October, 22, 2015, Munich--フォトニックサイエンスのJens Biegert教授をリーダーとするアトサイエンス/ウルトラファストオプティクスグループの研究チームは、マックスプランク研究所量子オプティクス(MPQ)、ルートヴィッヒマクシミリアンズ大学(LMU)と協力して、世界的に例のない画期的な広帯域、コヒレント赤外光源を開発した。
この光源の記録的なピーク輝度によって光源は、赤外分子指紋(フィンガープリント)領域の超高感度ディテクタになる。これは、DNA突然変異の明らかな兆候、ガンなどの細胞の機能不全の存在など、細胞、組織のスペクトル特性の微妙な変化を検出するには理想的である。
中波赤外は、その光波長が分子振動を共鳴励起できるので、極めて重要な電磁スペクトル領域である。したがって、サンプルを通して輝く光は、特定可能なスペクトルの共鳴フィンガープリントを残す。オンコ-メタボロイドからの微量濃度を検出できる十分な輝度で赤外スペクトルをカバーする光源が存在しなかったことが、ガン検出では主要な問題だった。

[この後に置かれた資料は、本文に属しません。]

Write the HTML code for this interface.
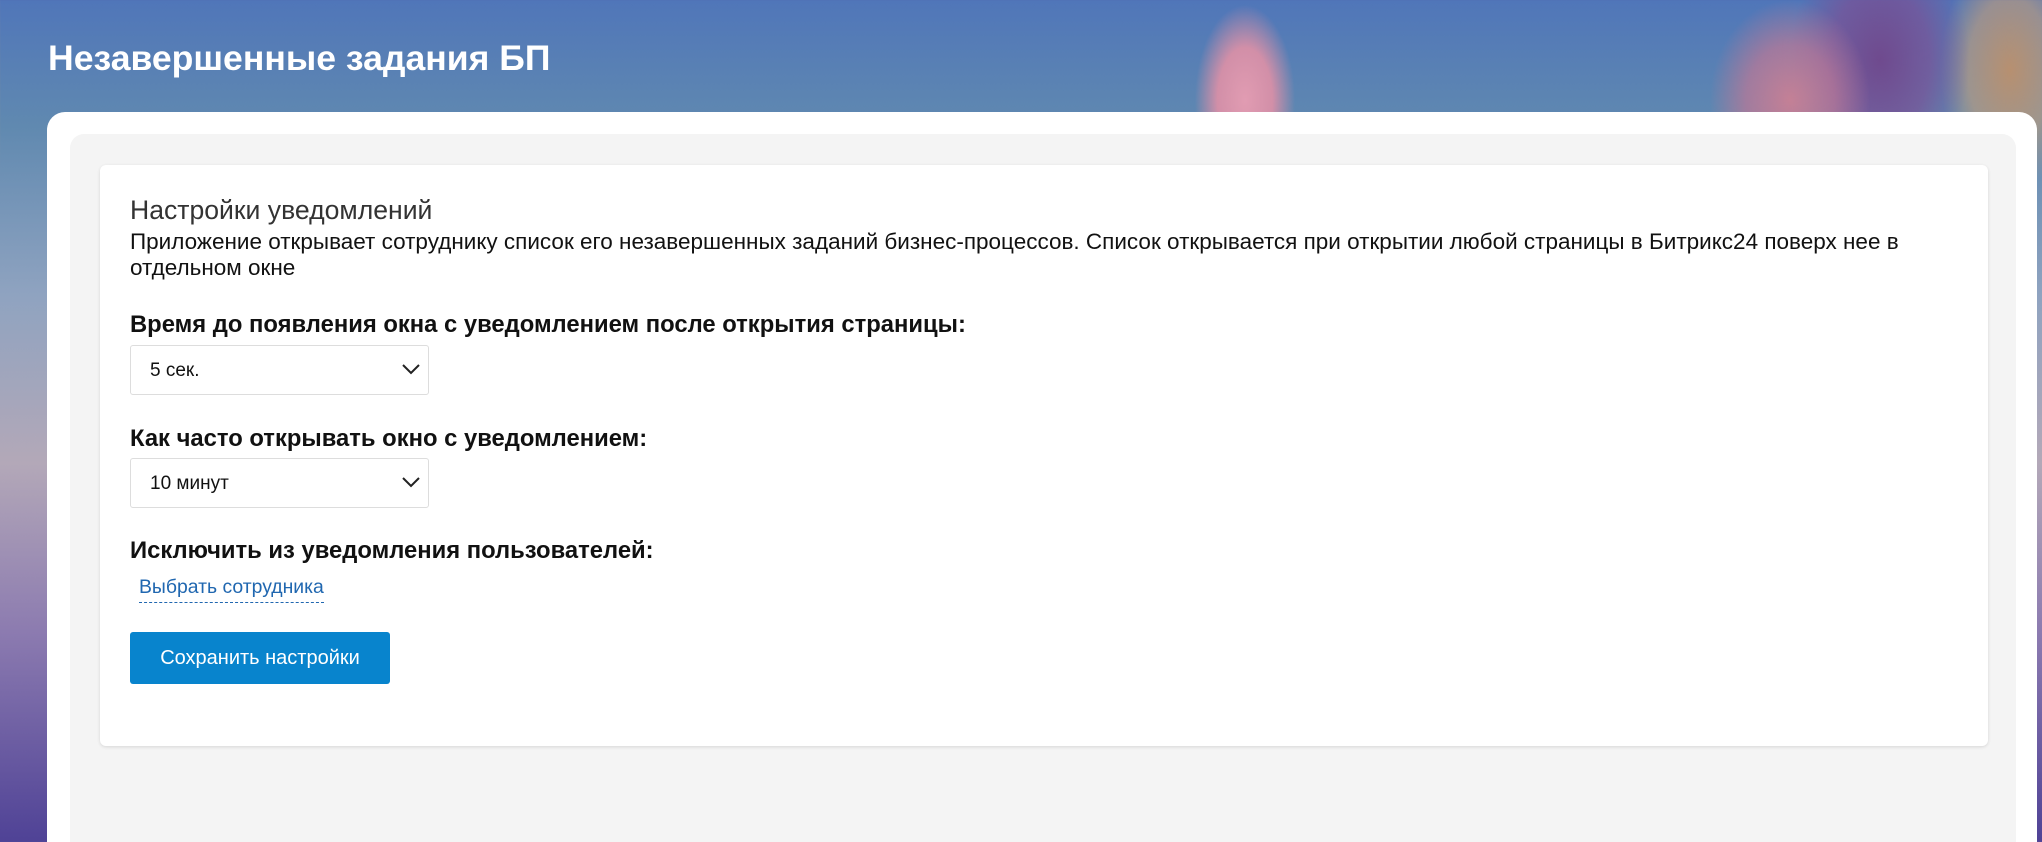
<!DOCTYPE html>
<html><head><meta charset="utf-8"><style>
*{box-sizing:border-box;margin:0;padding:0}
html,body{width:2042px;height:842px;overflow:hidden}
body{font-family:"Liberation Sans","DejaVu Sans",sans-serif;position:relative;
background:
radial-gradient(ellipse 50px 95px at 1245px 100px,#e19cb2 0%,#d28fa8 55%,rgba(210,143,168,0) 100%),
radial-gradient(ellipse 80px 100px at 1790px 100px,#c48096 0%,rgba(190,120,150,.7) 55%,rgba(190,120,150,0) 100%),
radial-gradient(ellipse 90px 130px at 1880px 60px,#6f4a8e 0%,rgba(122,79,149,.7) 55%,rgba(122,79,149,0) 100%),
radial-gradient(ellipse 70px 120px at 2010px 70px,#b79070 0%,rgba(200,160,120,.6) 60%,rgba(200,160,120,0) 100%),
linear-gradient(180deg,#5076b9 0%,#6089b0 15%,#8fa3c0 35%,#b3a8b8 55%,#8c7bb0 75%,#4f4296 100%);}
.title{position:absolute;left:48px;top:38px;color:#fff;font-size:35.6px;font-weight:bold;font-family:"Liberation Sans",sans-serif}
.panel{position:absolute;left:47px;top:112px;width:1990px;height:760px;background:#fff;border-radius:18px}
.grey{position:absolute;left:70px;top:134px;width:1946px;height:740px;background:#f4f4f4;border-radius:14px}
.card{position:absolute;left:100px;top:165px;width:1888px;height:581px;background:#fff;border-radius:6px;box-shadow:0 1px 3px rgba(0,0,0,.12)}
.abs{position:absolute;white-space:nowrap}
h2{font-weight:normal;font-size:26.6px;color:#333}
.p{font-size:22.5px;color:#111;line-height:26px;white-space:normal;width:1810px}
.lbl{font-size:23.8px;font-weight:bold;color:#111}
.sel{position:absolute;left:130px;width:299px;height:50px;border:1px solid #ddd;border-radius:3px;background:#fff;font-size:19px;color:#111;padding:14px 0 0 19px}
.sel svg{position:absolute;right:8px;top:17px}
.link{font-size:19.4px;color:#2067b0;border-bottom:1px dashed #2067b0;padding-bottom:4px}
.btn{position:absolute;left:130px;top:632px;width:260px;height:52px;background:#0884cd;border-radius:3px;color:#fff;font-size:20px;text-align:center;line-height:52px}
</style></head><body>
<div class="title">Незавершенные задания БП</div>
<div class="panel"></div>
<div class="grey"></div>
<div class="card"></div>
<h2 class="abs" style="left:130px;top:195px">Настройки уведомлений</h2>
<div class="abs p" style="left:130px;top:229px">Приложение открывает сотруднику список его незавершенных заданий бизнес-процессов. Список открывается при открытии любой страницы в Битрикс24 поверх нее в отдельном окне</div>
<div class="abs lbl" style="left:130px;top:311px">Время до появления окна с уведомлением после открытия страницы:</div>
<div class="sel" style="top:345px">5 сек.<svg width="18" height="12" viewBox="0 0 18 12"><path d="M1 2l8 8 8-8" fill="none" stroke="#222" stroke-width="2"/></svg></div>
<div class="abs lbl" style="left:130px;top:425px">Как часто открывать окно с уведомлением:</div>
<div class="sel" style="top:458px">10 минут<svg width="18" height="12" viewBox="0 0 18 12"><path d="M1 2l8 8 8-8" fill="none" stroke="#222" stroke-width="2"/></svg></div>
<div class="abs lbl" style="left:130px;top:537px">Исключить из уведомления пользователей:</div>
<div class="abs" style="left:139px;top:576px"><span class="link">Выбрать сотрудника</span></div>
<div class="btn">Сохранить настройки</div>
</body></html>
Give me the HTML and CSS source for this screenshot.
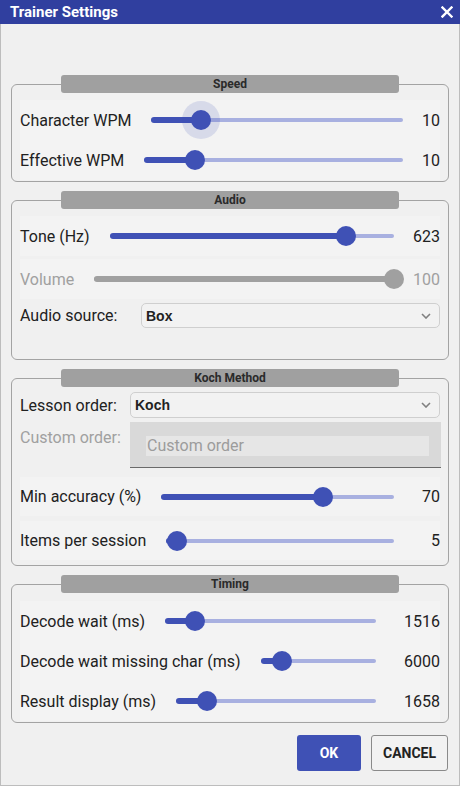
FILE: index.html
```html
<!DOCTYPE html>
<html lang="en">
<head>
    <meta charset="UTF-8">
    <meta name="viewport" content="width=device-width, initial-scale=1.0">
    <title>Trainer Settings</title>
    <link rel="stylesheet" href="styles.css">
</head>
<body>
    <div class="window">
        <div class="titlebar">
            <span class="title">Trainer Settings</span>
            <svg class="close" width="12" height="12" viewBox="0 0 12 12">
                <path d="M1.5 1.5 L10.5 10.5 M10.5 1.5 L1.5 10.5" stroke="#fff" stroke-width="2.4" stroke-linecap="square"/>
            </svg>
        </div>

        <div class="content">
            <!-- Speed -->
            <div class="group group-speed">
                <div class="group-title">Speed</div>
                <div class="row">
                    <span class="label">Character WPM</span>
                    <div class="slider">
                        <div class="track">
                            <div class="fill" style="width:19.5%"></div>
                            <div class="thumb focused" style="left:19.5%"></div>
                        </div>
                    </div>
                    <span class="value">10</span>
                </div>
                <div class="row">
                    <span class="label">Effective WPM</span>
                    <div class="slider">
                        <div class="track">
                            <div class="fill" style="width:19.5%"></div>
                            <div class="thumb" style="left:19.5%"></div>
                        </div>
                    </div>
                    <span class="value">10</span>
                </div>
            </div>

            <!-- Audio -->
            <div class="group group-audio">
                <div class="group-title">Audio</div>
                <div class="row">
                    <span class="label">Tone (Hz)</span>
                    <div class="slider">
                        <div class="track">
                            <div class="fill" style="width:83%"></div>
                            <div class="thumb" style="left:83%"></div>
                        </div>
                    </div>
                    <span class="value">623</span>
                </div>
                <div class="row disabled">
                    <span class="label">Volume</span>
                    <div class="slider">
                        <div class="track">
                            <div class="fill" style="width:100%"></div>
                            <div class="thumb" style="left:100%"></div>
                        </div>
                    </div>
                    <span class="value">100</span>
                </div>
                <div class="combo-row audio-source">
                    <span class="label">Audio source:</span>
                    <div class="combo">
                        <span>Box</span>
                        <svg width="10" height="6" viewBox="0 0 10 6"><path d="M1 1 L5 5 L9 1" fill="none" stroke="#808080" stroke-width="1.6"/></svg>
                    </div>
                </div>
            </div>

            <!-- Koch Method -->
            <div class="group group-koch">
                <div class="group-title">Koch Method</div>
                <div class="combo-row lesson-order">
                    <span class="label">Lesson order:</span>
                    <div class="combo">
                        <span>Koch</span>
                        <svg width="10" height="6" viewBox="0 0 10 6"><path d="M1 1 L5 5 L9 1" fill="none" stroke="#808080" stroke-width="1.6"/></svg>
                    </div>
                </div>
                <div class="custom-row">
                    <span class="label">Custom order:</span>
                    <div class="custom-box">
                        <div class="custom-input">Custom order</div>
                    </div>
                </div>
                <div class="row accuracy">
                    <span class="label">Min accuracy (%)</span>
                    <div class="slider">
                        <div class="track">
                            <div class="fill" style="width:69.6%"></div>
                            <div class="thumb" style="left:69.6%"></div>
                        </div>
                    </div>
                    <span class="value">70</span>
                </div>
                <div class="row items">
                    <span class="label">Items per session</span>
                    <div class="slider">
                        <div class="track">
                            <div class="fill" style="width:4.8%"></div>
                            <div class="thumb" style="left:4.8%"></div>
                        </div>
                    </div>
                    <span class="value">5</span>
                </div>
            </div>

            <!-- Timing -->
            <div class="group group-timing">
                <div class="group-title">Timing</div>
                <div class="row">
                    <span class="label">Decode wait (ms)</span>
                    <div class="slider">
                        <div class="track">
                            <div class="fill" style="width:14.3%"></div>
                            <div class="thumb" style="left:14.3%"></div>
                        </div>
                    </div>
                    <span class="value">1516</span>
                </div>
                <div class="row">
                    <span class="label">Decode wait missing char (ms)</span>
                    <div class="slider">
                        <div class="track">
                            <div class="fill" style="width:19%"></div>
                            <div class="thumb" style="left:19%"></div>
                        </div>
                    </div>
                    <span class="value">6000</span>
                </div>
                <div class="row">
                    <span class="label">Result display (ms)</span>
                    <div class="slider">
                        <div class="track">
                            <div class="fill" style="width:15.7%"></div>
                            <div class="thumb" style="left:15.7%"></div>
                        </div>
                    </div>
                    <span class="value">1658</span>
                </div>
            </div>

            <div class="buttons">
                <button class="btn btn-ok">OK</button>
                <button class="btn btn-cancel">CANCEL</button>
            </div>
        </div>
    </div>
</body>
</html>
```

FILE: styles.css
```css
* {
    box-sizing: border-box;
}
body {
    margin: 0;
    background: #f0f0f0;
    font-family: Roboto, "Liberation Sans", sans-serif;
    color: #212121;
}
.window {
    width: 460px;
    height: 786px;
    border: 1px solid #bdbdbd;
    border-top: none;
    background: #f0f0f0;
}
.titlebar {
    height: 24px;
    margin: 0 -1px;
    background: #303f9f;
    color: #fff;
    display: flex;
    align-items: center;
    justify-content: space-between;
    padding: 0 7px 0 10px;
}
.title {
    font-size: 15px;
    font-weight: bold;
}
.content {
    padding: 60px 10px 0 10px;
}
.group {
    border: 1px solid #a3a3a3;
    border-radius: 6px;
    padding: 0 8px;
    margin-top: 18px;
}
.group:first-child {
    margin-top: 0;
}
.group-title {
    height: 18px;
    margin: -10px 41px 0 41px;
    background: #a0a0a0;
    border-radius: 3px;
    font-size: 12px;
    font-weight: bold;
    color: #2a2a2a;
    text-align: center;
    line-height: 18px;
}
.row {
    display: flex;
    align-items: center;
    height: 40px;
    background: #f3f3f3;
    font-size: 16px;
}
.label {
    font-size: 16px;
    white-space: nowrap;
}
.slider {
    flex: 1;
    margin-left: 20px;
}
.track {
    position: relative;
    height: 4px;
    border-radius: 2px;
    background: #a8b0e0;
}
.fill {
    position: absolute;
    left: 0;
    top: -1px;
    height: 6px;
    border-radius: 3px;
    background: #3f51b5;
}
.thumb {
    position: absolute;
    top: 2px;
    width: 20px;
    height: 20px;
    margin: -10px 0 0 -10px;
    border-radius: 50%;
    background: #3f51b5;
}
.thumb.focused {
    box-shadow: 0 0 0 9px rgba(63, 81, 181, 0.15);
}
.value {
    text-align: right;
    font-size: 16px;
}
.group-speed .value {
    width: 37px;
}
.group-audio .value,
.group-koch .value {
    width: 46px;
}
.group-timing .value {
    width: 64px;
}
.disabled {
    color: #a0a0a0;
}
.disabled .track,
.disabled .fill,
.disabled .thumb {
    background: #a0a0a0;
}

/* speed group */
.group-speed .group-title + .row {
    margin-top: 7px;
}
.group-speed {
    padding-bottom: 1px;
}

/* audio group */
.group-audio .row {
    margin-top: 3px;
}
.group-audio .group-title + .row {
    margin-top: 7px;
}
.group-audio {
    padding-bottom: 31px;
}

/* combos */
.combo-row {
    display: flex;
    align-items: center;
}
.audio-source {
    margin-top: 4px;
}
.audio-source .label {
    width: 121px;
}
.lesson-order {
    margin-top: 5px;
}
.lesson-order .label {
    width: 110px;
}
.combo {
    flex: 1;
    height: 26px;
    border: 1px solid #cfcfcf;
    border-radius: 5px;
    background: #f2f2f2;
    display: flex;
    align-items: center;
    justify-content: space-between;
    padding: 0 8px 0 4px;
    font-family: "Liberation Sans", Arial, sans-serif;
    font-size: 14px;
    font-weight: bold;
    color: #222;
}
.audio-source .combo {
    height: 25px;
}

/* koch group */
.custom-row {
    display: flex;
    margin-top: 4px;
}
.custom-row .label {
    width: 110px;
    margin-top: 6px;
    color: #a0a0a0;
}
.custom-box {
    flex: 1;
    height: 46px;
    margin-right: -1px;
    background: #d9d9d9;
    border-bottom: 1px solid #6a6a6a;
    padding: 14px 12px 0 16px;
}
.custom-input {
    height: 20px;
    background: #e6e6e6;
    color: #9c9c9c;
    font-size: 16px;
    line-height: 20px;
    padding-left: 1px;
}
.group-koch .accuracy {
    margin-top: 9px;
    height: 39px;
}
.group-koch .items {
    margin-top: 5px;
    height: 39px;
}
.group-koch {
    padding-bottom: 5px;
}

/* timing group */
.group-timing .group-title + .row {
    margin-top: 8px;
}
.group-timing {
    padding-bottom: 1px;
}

/* buttons */
.buttons {
    display: flex;
    justify-content: flex-end;
    gap: 10px;
    margin-top: 12px;
    padding-right: 1px;
}
.btn {
    height: 36px;
    border-radius: 3px;
    font-family: Roboto, "Liberation Sans", sans-serif;
    font-size: 14px;
    font-weight: bold;
}
.btn-ok {
    width: 64px;
    border: none;
    background: #3f51b5;
    color: #fff;
}
.btn-cancel {
    width: 77px;
    border: 1px solid #8a8a8a;
    background: #f2f2f2;
    color: #222;
}
```
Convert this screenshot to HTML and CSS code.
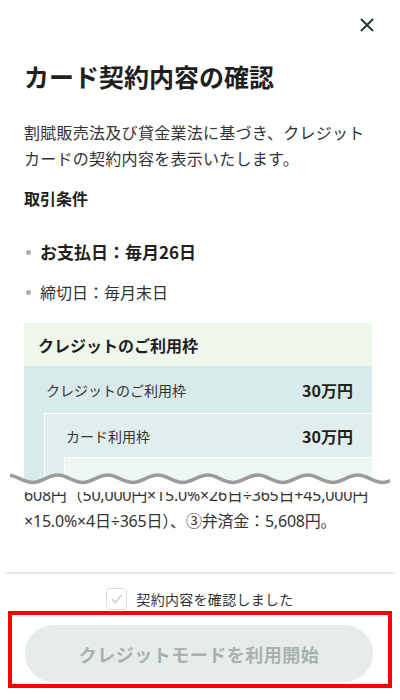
FILE: index.html
```html
<!DOCTYPE html>
<html lang="ja">
<head>
<meta charset="utf-8">
<title>カード契約内容の確認</title>
<link rel="stylesheet" href="styles.css">
</head>
<body>
<div class="sheet">
  <div class="topbar">
    <button class="close" aria-label="閉じる">
      <svg width="14" height="14" viewBox="0 0 14 14"><path d="M1 1L13 13M13 1L1 13" stroke="#1d3b2a" stroke-width="2" fill="none"/></svg>
    </button>
  </div>
  <main class="content">
    <h1 class="title">カード契約内容の確認</h1>
    <p class="lead">割賦販売法及び貸金業法に基づき、クレジットカードの契約内容を表示いたします。</p>
    <h2 class="section-title">取引条件</h2>
    <ul class="terms">
      <li class="term term-strong">お支払日：毎月26日</li>
      <li class="term">締切日：毎月末日</li>
    </ul>
    <div class="excerpt">
      <div class="excerpt-top">
        <div class="limit">
          <div class="limit-head">クレジットのご利用枠</div>
          <div class="limit-body">
            <div class="limit-row"><span>クレジットのご利用枠</span><strong>30万円</strong></div>
            <div class="limit-sub">
              <div class="limit-row"><span>カード利用枠</span><strong>30万円</strong></div>
              <div class="limit-sub limit-sub-2">
                <div class="limit-row limit-row-empty"></div>
              </div>
            </div>
          </div>
        </div>
      </div>
      <svg class="wave" viewBox="0 0 380 24" width="380" height="24" aria-hidden="true">
        <path class="wave-fill" d="M-2 7 C6.9 7 13.1 14.5 23 14.5 C31.9 14.5 38.1 7 48 7 C56.9 7 63.1 14.5 73 14.5 C81.9 14.5 88.1 7 98 7 C106.9 7 113.1 14.5 123 14.5 C131.9 14.5 138.1 7 148 7 C156.9 7 163.1 14.5 173 14.5 C181.9 14.5 188.1 7 198 7 C206.9 7 213.1 14.5 223 14.5 C231.9 14.5 238.1 7 248 7 C256.9 7 263.1 14.5 273 14.5 C281.9 14.5 288.1 7 298 7 C306.9 7 313.1 14.5 323 14.5 C331.9 14.5 338.1 7 348 7 C356.9 7 363.1 14.5 373 14.5 C381.9 14.5 388.1 7 398 7 L398 24 L-2 24 Z"/>
        <path class="wave-line" d="M-2 7 C6.9 7 13.1 14.5 23 14.5 C31.9 14.5 38.1 7 48 7 C56.9 7 63.1 14.5 73 14.5 C81.9 14.5 88.1 7 98 7 C106.9 7 113.1 14.5 123 14.5 C131.9 14.5 138.1 7 148 7 C156.9 7 163.1 14.5 173 14.5 C181.9 14.5 188.1 7 198 7 C206.9 7 213.1 14.5 223 14.5 C231.9 14.5 238.1 7 248 7 C256.9 7 263.1 14.5 273 14.5 C281.9 14.5 288.1 7 298 7 C306.9 7 313.1 14.5 323 14.5 C331.9 14.5 338.1 7 348 7 C356.9 7 363.1 14.5 373 14.5 C381.9 14.5 388.1 7 398 7"/>
      </svg>
      <div class="excerpt-bottom">
        <p class="excerpt-text">608円（50,000円×15.0%×26日÷365日+45,000円<br>×15.0%×4日÷365日）、③弁済金：5,608円。</p>
      </div>
    </div>
  </main>
  <footer class="footer">
    <label class="confirm">
      <span class="checkbox"><svg width="22" height="22" viewBox="0 0 22 22"><path d="M6 11.5L9.5 15L16 7.5" stroke="#cfd4d2" stroke-width="2" fill="none" stroke-linecap="round" stroke-linejoin="round"/></svg></span>
      <span class="confirm-label">契約内容を確認しました</span>
    </label>
    <button class="start" disabled>クレジットモードを利用開始</button>
    <div class="highlight"></div>
  </footer>
</div>
</body>
</html>
```
FILE: styles.css
```css
* { box-sizing: border-box; }
html, body { margin: 0; padding: 0; background: #fff; }
body {
  font-family: "Noto Sans CJK JP", "Noto Sans", sans-serif;
  color: #222;
}
.sheet {
  width: 400px;
  height: 700px;
  display: flex;
  flex-direction: column;
  overflow: hidden;
}
.topbar {
  flex: none;
  height: 50px;
  display: flex;
  justify-content: flex-end;
  align-items: center;
  padding-right: 25px;
}
.close {
  width: 16px;
  height: 16px;
  padding: 0;
  border: 0;
  background: none;
  display: flex;
  align-items: center;
  justify-content: center;
}
.content {
  flex: 1;
  padding: 0 28px 0 24px;
}
.title {
  margin: 9px 0 0;
  font-size: 25px;
  line-height: 34px;
  font-weight: 700;
  color: #1f1f1f;
}
.lead {
  margin: 26px 0 0;
  font-size: 16px;
  line-height: 26px;
  letter-spacing: 0.27px;
  color: #333;
}
.section-title {
  margin: 15px 0 0;
  font-size: 16px;
  line-height: 24px;
  font-weight: 700;
  color: #222;
}
.terms {
  list-style: none;
  margin: 30px 0 0;
  padding: 0;
  display: flex;
  flex-direction: column;
  gap: 16px;
}
.term {
  display: flex;
  align-items: center;
  gap: 9px;
  padding-left: 2px;
  font-size: 16px;
  line-height: 24px;
  color: #333;
}
.term::before {
  content: "";
  flex: none;
  width: 5px;
  height: 5px;
  border-radius: 50%;
  background: #acacac;
}
.term-strong {
  font-size: 17px;
  font-weight: 700;
  color: #1f1f1f;
}
.excerpt {
  position: relative;
  margin-top: 19px;
}
.excerpt-top {
  height: 163px;
  overflow: hidden;
}
.limit-head {
  height: 43px;
  display: flex;
  align-items: center;
  padding-left: 14px;
  background: #eff7ec;
  font-size: 16px;
  font-weight: 700;
  color: #1f1f1f;
}
.limit-body {
  background: #d8eaea;
}
.limit-row {
  display: flex;
  justify-content: space-between;
  align-items: center;
  padding: 0 19px 0 22px;
  font-size: 14px;
  color: #333;
}
.limit-body > .limit-row {
  height: 47px;
}
.limit-row strong {
  font-size: 16px;
  font-weight: 700;
  color: #1f1f1f;
}
.limit-sub {
  margin-left: 20px;
  background: #e0eeee;
  border-top: 1px solid #fff;
  border-left: 1px solid #fff;
}
.limit-sub > .limit-row {
  height: 43px;
  padding-left: 21px;
}
.limit-sub-2 {
  margin-left: 19px;
  background: #eef6f6;
}
.limit-sub-2 > .limit-row {
  height: 66px;
}
.wave {
  position: absolute;
  left: -14px;
  top: 145px;
  width: 380px;
  height: 24px;
}
.wave-fill { fill: #fff; }
.wave-line {
  fill: none;
  stroke: #9b9b9b;
  stroke-width: 3.5;
}
.excerpt-bottom {
  height: 48px;
  overflow: hidden;
  display: flex;
  flex-direction: column;
  justify-content: flex-end;
}
.excerpt-text {
  margin: 0;
  font-family: "Noto Sans", "Noto Sans CJK JP", sans-serif;
  font-size: 16px;
  line-height: 26px;
  letter-spacing: -0.2px;
  white-space: nowrap;
  color: #333;
}
.footer {
  flex: none;
  position: relative;
  height: 128px;
  margin: 0 5px;
  border-top: 2px solid #e8e8e8;
  display: flex;
  flex-direction: column;
  align-items: center;
}
.confirm {
  margin-top: 13px;
  height: 24px;
  display: flex;
  align-items: center;
  gap: 9px;
}
.checkbox {
  width: 21px;
  height: 22px;
  border: 1.5px solid #dcdedd;
  border-radius: 4px;
  background: #fff;
  display: flex;
  align-items: center;
  justify-content: center;
}
.checkbox svg { width: 20px; height: 20px; }
.confirm-label {
  font-size: 14px;
  letter-spacing: 0.3px;
  color: #333;
}
.start {
  align-self: flex-start;
  margin: 14px 0 0 20px;
  width: 348px;
  height: 57px;
  border: 0;
  border-radius: 29px;
  background: #e6ecea;
  color: #a9b1ae;
  font-family: "Noto Sans CJK JP", "Noto Sans", sans-serif;
  font-size: 18px;
  font-weight: 700;
  letter-spacing: 0.5px;
}
.highlight {
  position: absolute;
  left: 3px;
  top: 37px;
  width: 384px;
  height: 77px;
  border: 4px solid #ff0000;
  pointer-events: none;
}
```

これまで、このような要求に対処する光源を開発するために、ICFOの研究グループは、MPQ/LMUのチームと協働してきた。その光源は、中赤外レーザ光に対して主導権を発揮し、比類のないピーク輝度、6.8~16.4µmをシングルショットでカバーする。放出光はコヒレントであり、各レーザパルス幅は66フェムト秒(fs)、これは電界がわすか2回振動するくらいの短さである。こうした特性により、そのコヒーレンスと相俟って、光源はコンパクトな超高感度分子ディテクタになる。